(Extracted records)

>>>

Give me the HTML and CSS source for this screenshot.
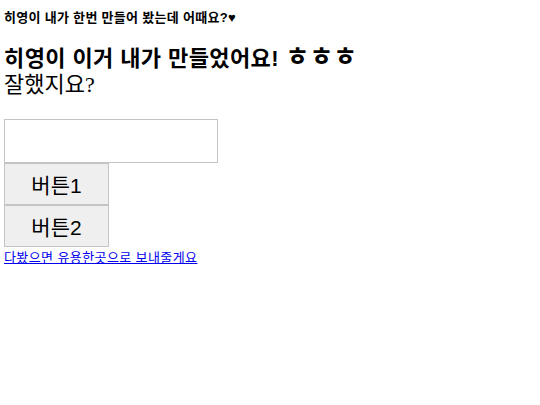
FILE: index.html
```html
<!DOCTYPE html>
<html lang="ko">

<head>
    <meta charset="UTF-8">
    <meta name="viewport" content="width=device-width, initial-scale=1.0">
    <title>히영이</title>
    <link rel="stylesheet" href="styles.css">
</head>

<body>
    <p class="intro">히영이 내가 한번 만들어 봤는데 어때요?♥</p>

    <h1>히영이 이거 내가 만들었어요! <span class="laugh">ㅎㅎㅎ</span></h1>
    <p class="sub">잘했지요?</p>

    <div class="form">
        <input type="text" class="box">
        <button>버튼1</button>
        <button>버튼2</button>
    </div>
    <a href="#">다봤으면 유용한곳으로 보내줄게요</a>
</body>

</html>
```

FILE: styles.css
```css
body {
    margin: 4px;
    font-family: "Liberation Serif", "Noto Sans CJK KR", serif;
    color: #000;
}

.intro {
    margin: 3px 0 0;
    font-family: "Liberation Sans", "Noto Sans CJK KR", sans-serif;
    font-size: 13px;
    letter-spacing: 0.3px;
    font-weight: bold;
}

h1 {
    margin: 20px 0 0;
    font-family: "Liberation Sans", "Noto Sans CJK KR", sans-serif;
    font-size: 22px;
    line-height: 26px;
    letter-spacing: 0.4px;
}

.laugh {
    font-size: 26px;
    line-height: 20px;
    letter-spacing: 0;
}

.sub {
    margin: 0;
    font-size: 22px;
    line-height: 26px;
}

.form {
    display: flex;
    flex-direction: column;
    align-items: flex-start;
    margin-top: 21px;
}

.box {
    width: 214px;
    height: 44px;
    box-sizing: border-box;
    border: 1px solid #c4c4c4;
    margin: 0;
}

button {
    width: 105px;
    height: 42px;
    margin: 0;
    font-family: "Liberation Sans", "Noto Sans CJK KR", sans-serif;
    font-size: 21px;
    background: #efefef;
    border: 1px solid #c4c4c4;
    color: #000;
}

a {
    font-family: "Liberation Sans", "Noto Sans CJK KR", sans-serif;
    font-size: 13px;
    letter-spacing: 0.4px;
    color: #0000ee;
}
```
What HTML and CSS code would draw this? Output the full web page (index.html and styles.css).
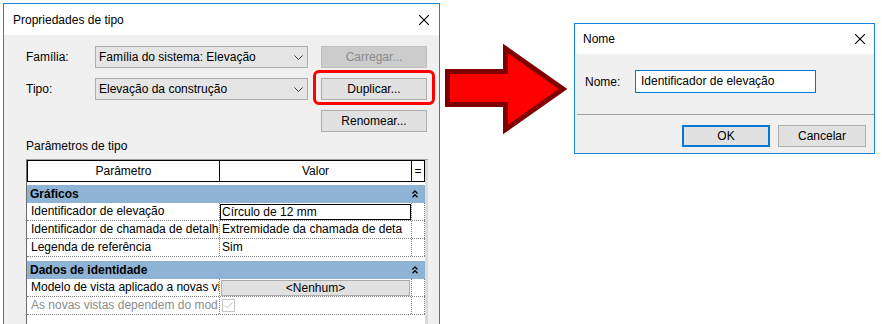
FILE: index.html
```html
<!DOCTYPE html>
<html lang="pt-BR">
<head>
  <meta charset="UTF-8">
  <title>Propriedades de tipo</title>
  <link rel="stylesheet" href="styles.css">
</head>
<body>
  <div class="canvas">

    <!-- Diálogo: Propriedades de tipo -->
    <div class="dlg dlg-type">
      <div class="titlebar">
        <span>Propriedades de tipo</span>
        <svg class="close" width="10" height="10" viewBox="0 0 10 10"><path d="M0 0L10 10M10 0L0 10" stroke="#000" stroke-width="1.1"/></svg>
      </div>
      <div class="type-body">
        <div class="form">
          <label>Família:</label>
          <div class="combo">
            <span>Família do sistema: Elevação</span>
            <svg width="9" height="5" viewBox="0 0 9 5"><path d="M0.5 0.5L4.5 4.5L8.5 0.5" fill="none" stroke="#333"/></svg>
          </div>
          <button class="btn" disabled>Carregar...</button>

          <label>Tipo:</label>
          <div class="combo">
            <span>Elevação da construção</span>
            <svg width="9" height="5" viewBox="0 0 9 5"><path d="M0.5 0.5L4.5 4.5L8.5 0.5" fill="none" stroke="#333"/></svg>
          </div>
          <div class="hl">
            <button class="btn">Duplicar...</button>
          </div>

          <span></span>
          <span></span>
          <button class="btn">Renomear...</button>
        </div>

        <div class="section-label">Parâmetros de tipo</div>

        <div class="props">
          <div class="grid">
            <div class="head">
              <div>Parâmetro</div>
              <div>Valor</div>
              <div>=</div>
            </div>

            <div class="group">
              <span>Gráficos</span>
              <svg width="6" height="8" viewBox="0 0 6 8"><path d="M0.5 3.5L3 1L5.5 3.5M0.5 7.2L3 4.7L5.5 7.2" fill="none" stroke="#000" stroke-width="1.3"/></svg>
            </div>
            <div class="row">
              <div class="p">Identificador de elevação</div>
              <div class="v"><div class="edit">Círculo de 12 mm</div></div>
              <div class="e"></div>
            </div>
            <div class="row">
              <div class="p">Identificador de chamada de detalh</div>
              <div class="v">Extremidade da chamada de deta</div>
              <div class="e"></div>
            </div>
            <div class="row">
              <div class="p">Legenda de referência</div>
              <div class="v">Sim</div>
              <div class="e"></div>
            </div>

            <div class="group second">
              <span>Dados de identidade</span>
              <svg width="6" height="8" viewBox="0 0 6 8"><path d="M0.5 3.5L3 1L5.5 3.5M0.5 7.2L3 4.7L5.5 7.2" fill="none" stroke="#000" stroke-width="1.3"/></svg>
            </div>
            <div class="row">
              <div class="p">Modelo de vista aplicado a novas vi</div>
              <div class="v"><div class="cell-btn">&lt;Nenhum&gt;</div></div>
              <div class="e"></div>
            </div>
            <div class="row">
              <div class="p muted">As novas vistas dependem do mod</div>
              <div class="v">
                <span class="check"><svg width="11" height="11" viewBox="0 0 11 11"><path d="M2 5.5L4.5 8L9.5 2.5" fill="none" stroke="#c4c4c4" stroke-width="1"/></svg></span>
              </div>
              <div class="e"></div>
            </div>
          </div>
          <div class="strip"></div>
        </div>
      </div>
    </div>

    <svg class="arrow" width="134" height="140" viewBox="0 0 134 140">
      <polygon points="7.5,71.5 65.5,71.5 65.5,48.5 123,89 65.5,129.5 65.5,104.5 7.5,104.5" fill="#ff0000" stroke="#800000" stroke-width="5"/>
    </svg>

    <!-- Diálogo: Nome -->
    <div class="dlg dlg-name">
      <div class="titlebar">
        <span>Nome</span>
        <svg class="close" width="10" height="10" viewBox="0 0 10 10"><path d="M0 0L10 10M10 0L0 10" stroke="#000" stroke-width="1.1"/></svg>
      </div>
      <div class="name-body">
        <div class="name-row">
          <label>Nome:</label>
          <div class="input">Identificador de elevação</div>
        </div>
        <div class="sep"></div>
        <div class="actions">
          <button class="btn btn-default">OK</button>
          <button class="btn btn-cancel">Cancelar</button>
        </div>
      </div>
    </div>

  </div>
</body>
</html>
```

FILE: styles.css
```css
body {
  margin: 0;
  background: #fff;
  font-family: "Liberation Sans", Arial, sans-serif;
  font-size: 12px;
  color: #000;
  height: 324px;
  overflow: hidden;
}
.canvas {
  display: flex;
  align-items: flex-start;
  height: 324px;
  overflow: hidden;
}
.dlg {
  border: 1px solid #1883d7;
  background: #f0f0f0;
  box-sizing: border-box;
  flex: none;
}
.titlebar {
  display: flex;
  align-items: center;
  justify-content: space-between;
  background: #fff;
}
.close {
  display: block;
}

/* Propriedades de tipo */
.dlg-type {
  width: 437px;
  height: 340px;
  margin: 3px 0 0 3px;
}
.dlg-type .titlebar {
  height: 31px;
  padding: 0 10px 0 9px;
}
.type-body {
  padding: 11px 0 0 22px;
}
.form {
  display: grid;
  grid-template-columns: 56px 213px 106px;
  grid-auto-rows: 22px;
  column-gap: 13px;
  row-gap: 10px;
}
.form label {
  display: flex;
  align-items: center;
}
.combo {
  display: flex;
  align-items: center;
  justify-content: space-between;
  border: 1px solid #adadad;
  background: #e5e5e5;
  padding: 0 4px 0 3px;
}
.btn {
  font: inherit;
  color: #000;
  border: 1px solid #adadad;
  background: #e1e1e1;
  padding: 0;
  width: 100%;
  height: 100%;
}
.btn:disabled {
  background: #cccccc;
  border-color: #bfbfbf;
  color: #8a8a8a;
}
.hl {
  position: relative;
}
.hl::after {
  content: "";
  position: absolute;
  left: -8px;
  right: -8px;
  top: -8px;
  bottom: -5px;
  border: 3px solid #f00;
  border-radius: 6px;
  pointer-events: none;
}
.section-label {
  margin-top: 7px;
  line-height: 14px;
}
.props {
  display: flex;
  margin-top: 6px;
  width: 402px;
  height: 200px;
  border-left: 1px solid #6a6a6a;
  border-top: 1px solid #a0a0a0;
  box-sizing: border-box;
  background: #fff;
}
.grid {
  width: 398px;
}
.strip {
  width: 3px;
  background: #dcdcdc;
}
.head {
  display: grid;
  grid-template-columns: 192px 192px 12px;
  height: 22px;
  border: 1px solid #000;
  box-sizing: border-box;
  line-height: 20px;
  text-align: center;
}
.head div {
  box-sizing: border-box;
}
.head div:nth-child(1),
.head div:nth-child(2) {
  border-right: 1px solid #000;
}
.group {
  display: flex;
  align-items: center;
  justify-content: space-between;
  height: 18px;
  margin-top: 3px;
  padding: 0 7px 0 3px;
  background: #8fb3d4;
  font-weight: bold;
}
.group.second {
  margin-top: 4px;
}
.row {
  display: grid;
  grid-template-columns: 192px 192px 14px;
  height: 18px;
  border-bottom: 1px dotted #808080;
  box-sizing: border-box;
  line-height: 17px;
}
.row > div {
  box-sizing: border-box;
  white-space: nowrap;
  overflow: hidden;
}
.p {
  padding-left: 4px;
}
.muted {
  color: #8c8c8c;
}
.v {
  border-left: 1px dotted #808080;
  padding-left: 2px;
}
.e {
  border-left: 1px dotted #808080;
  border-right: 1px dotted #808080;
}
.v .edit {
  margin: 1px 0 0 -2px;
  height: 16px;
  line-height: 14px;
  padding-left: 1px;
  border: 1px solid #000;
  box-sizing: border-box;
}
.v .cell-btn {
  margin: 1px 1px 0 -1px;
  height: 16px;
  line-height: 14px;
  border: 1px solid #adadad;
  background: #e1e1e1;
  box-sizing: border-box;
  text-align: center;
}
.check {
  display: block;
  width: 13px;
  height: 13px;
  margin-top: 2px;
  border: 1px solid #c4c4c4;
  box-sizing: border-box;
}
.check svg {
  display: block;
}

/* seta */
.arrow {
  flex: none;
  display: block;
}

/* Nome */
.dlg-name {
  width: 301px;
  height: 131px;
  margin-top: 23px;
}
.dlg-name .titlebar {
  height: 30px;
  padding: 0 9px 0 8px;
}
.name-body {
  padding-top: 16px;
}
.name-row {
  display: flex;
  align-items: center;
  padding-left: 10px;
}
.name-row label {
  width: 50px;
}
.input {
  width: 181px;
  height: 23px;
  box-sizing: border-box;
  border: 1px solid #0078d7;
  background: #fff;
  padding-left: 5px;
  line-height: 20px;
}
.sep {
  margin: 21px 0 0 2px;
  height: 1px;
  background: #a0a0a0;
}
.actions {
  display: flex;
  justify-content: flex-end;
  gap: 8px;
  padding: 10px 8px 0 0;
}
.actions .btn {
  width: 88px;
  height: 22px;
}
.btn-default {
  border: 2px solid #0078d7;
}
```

<<<

## Goal of the exercise
Which lines of the material contain the string "this"? List each of them.

## Expected answer
Give me the HTML and CSS source for this screenshot.
What HTML and CSS code would draw this? Output the full web page (index.html and styles.css).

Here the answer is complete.